SV: Are there things sellers can do before negotiations begin to ensure a higher valuation?
IZ: The most important thing sellers can do is ensure they’re running their business in a professional manner. Having a few years of audited financial statements makes a huge difference. That can help boost value by 10 to 15 percent. Having a succession plan is also beneficial. It’s important to ensure that all of the company’s employees have signed employment agreements and that the agreement contains a provision that accounts for the change of control. Sometimes business owners assume that when they sell their business the management team will be willing to stay on board. If employment agreements don’t contain change of control provisions, the management team may see themselves in a position of power and may attempt to renegotiate terms. That can erode value.

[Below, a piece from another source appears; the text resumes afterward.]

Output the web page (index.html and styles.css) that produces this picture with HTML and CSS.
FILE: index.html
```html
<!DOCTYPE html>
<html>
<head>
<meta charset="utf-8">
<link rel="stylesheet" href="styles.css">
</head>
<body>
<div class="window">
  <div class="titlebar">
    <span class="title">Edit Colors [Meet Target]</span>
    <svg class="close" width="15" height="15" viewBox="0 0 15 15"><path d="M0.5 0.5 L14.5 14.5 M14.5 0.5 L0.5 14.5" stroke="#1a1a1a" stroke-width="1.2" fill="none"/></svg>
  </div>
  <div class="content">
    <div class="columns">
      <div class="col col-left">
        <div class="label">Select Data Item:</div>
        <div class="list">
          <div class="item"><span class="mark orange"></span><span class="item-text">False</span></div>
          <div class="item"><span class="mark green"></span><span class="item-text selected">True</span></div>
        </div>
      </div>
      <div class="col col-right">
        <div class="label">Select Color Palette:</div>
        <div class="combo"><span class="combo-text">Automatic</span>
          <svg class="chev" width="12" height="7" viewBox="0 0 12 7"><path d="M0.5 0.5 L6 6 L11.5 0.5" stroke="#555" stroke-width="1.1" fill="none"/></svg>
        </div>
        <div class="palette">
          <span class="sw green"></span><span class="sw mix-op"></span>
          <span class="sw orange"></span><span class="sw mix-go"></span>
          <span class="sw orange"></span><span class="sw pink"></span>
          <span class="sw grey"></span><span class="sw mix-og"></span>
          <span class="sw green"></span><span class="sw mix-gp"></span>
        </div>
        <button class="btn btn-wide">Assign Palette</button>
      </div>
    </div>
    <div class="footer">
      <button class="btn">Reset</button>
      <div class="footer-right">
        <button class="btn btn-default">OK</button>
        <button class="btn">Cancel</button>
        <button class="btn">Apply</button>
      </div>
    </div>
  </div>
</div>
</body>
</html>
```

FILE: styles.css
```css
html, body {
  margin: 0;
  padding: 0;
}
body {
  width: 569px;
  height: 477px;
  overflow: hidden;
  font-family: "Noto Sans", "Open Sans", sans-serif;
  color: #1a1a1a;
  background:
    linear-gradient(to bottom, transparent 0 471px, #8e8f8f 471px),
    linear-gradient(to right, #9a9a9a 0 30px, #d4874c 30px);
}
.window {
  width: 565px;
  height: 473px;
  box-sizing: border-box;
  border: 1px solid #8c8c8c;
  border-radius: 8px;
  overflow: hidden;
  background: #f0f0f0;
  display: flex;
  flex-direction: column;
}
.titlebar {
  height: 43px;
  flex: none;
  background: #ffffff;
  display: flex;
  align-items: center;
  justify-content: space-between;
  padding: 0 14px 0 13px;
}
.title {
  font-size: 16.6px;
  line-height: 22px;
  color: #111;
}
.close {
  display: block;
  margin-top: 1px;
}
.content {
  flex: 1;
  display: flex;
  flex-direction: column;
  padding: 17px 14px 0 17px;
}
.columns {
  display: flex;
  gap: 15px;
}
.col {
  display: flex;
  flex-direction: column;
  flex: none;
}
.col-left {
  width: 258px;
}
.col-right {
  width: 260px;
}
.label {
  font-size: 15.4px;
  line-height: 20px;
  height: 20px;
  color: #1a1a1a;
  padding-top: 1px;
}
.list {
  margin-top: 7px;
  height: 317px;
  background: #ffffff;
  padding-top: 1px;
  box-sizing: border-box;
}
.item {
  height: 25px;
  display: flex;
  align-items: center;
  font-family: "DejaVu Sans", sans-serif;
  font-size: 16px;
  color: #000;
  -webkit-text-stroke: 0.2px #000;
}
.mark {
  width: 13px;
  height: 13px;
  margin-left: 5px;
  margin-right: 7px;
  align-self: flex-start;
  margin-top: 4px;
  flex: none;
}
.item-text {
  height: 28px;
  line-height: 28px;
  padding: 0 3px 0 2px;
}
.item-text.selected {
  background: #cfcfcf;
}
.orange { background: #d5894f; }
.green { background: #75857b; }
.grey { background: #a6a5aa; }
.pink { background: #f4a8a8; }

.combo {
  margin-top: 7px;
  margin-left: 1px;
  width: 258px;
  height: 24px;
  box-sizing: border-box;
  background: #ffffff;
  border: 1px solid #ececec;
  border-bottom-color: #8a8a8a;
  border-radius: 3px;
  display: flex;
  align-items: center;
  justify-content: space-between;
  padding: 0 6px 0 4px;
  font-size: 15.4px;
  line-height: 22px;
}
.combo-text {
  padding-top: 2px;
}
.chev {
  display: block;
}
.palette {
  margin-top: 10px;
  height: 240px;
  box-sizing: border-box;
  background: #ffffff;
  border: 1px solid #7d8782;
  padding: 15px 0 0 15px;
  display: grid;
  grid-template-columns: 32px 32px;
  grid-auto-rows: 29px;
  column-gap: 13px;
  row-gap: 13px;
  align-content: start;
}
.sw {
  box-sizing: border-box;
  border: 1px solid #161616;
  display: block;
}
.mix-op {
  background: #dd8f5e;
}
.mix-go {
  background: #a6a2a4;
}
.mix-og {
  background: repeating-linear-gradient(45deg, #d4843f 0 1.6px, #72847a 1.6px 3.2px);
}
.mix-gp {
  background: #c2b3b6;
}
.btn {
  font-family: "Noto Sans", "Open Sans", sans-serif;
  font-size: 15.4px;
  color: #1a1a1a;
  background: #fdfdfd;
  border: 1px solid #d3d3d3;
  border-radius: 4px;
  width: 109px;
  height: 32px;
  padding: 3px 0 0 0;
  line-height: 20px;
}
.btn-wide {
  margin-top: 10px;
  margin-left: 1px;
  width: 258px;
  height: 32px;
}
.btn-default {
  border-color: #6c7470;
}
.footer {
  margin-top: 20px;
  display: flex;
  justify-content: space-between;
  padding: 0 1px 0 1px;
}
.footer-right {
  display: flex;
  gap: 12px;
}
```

The same thing can happen with facility leases. If your facility leases don’t contain a provision for transferring that lease in the case of a liquidity event then the landlord might see the change in control as an opportunity to renegotiate the lease or raise prices. For the buyer, that contingency directly affects their EBITDA, erodes value and can be a cause to further discount the purchase price.

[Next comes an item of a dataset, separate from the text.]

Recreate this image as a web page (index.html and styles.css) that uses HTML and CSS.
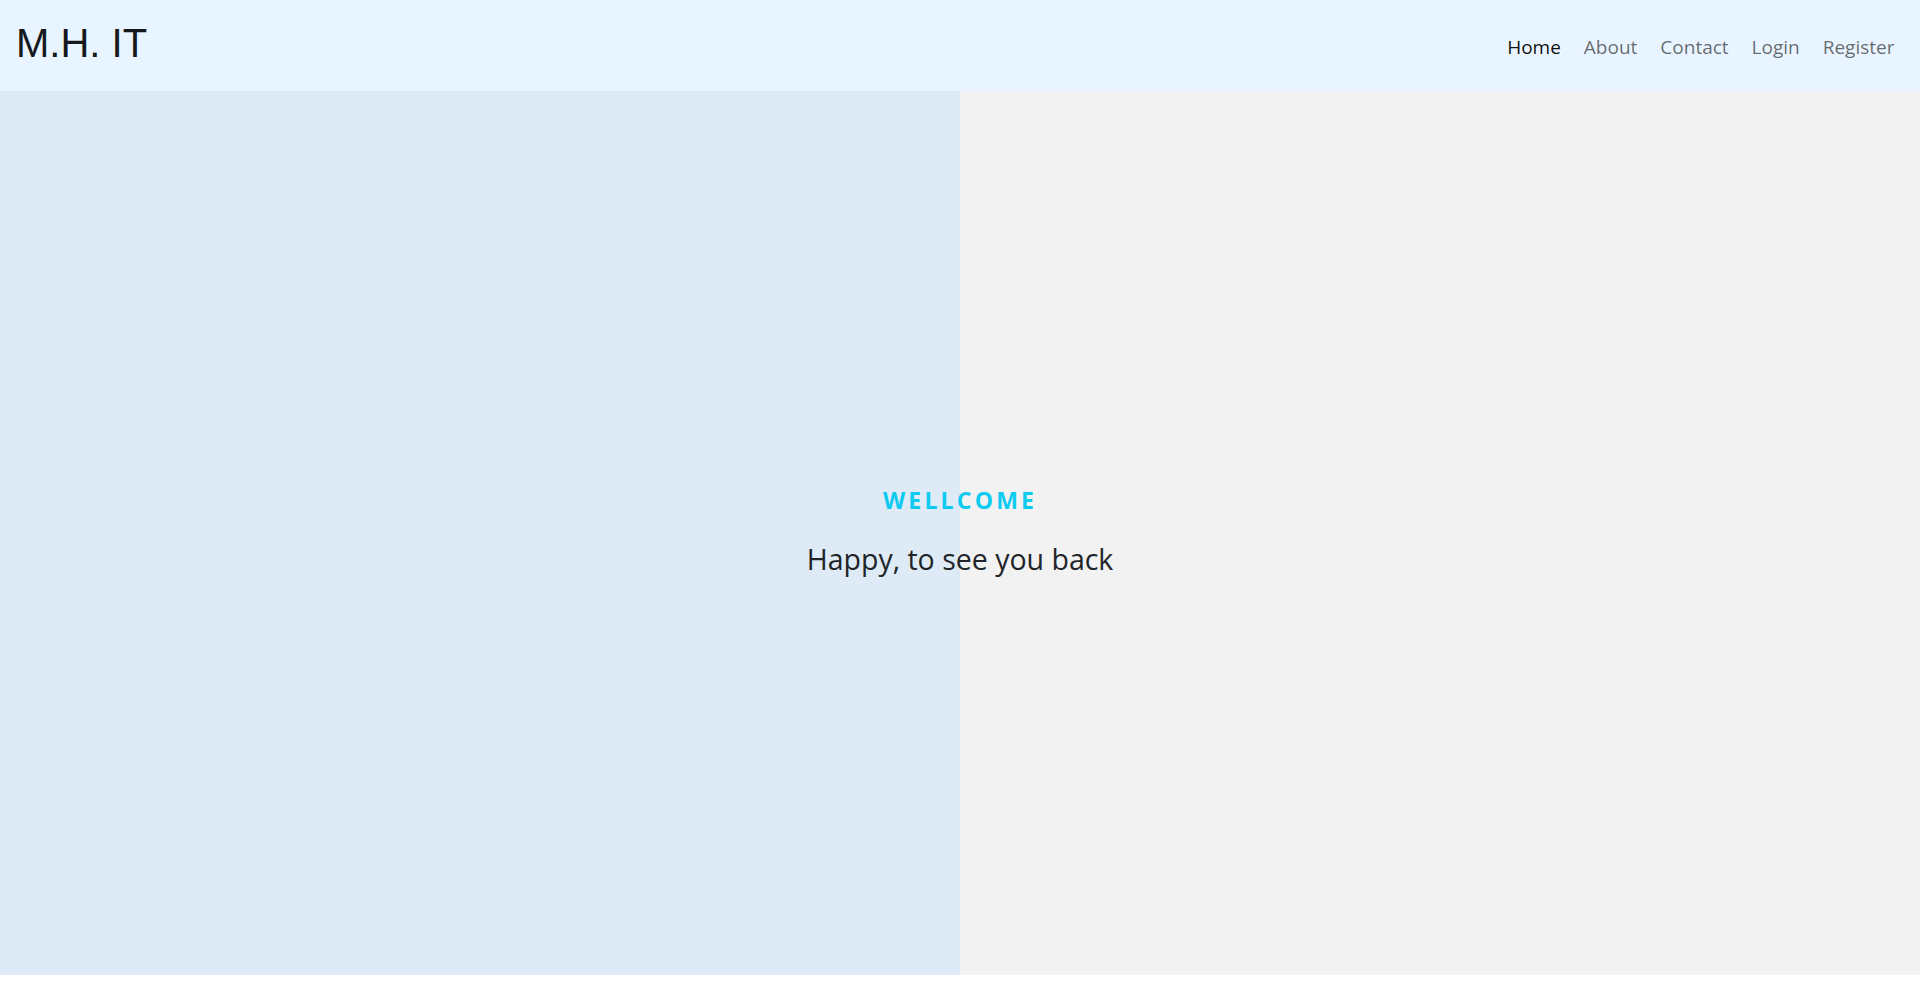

Making all these provisions pre-deal is very important. When you get down to the last minute you don’t want to give the buyer opportunities to discount value and reduce the purchase price. The reality is until the deal is inked and money has changed hands the valuation is up for grabs and buyers will always try to protect their downside as much as possible.
Start the process early on. You should always run your company as if a buyer is right around the corner. Having all your ducks in a row before you go on the market increases valuation and reduces those last minute surprises that erode value.
SV: How do you recommend that early preparation be best done?
IZ: The best way to realize the optimum value and bridging valuation gaps is having a good team of advisors that walk you through the process. Work with them before, during, and sometimes, after the transaction to ensure everything is in place and there are no surprises.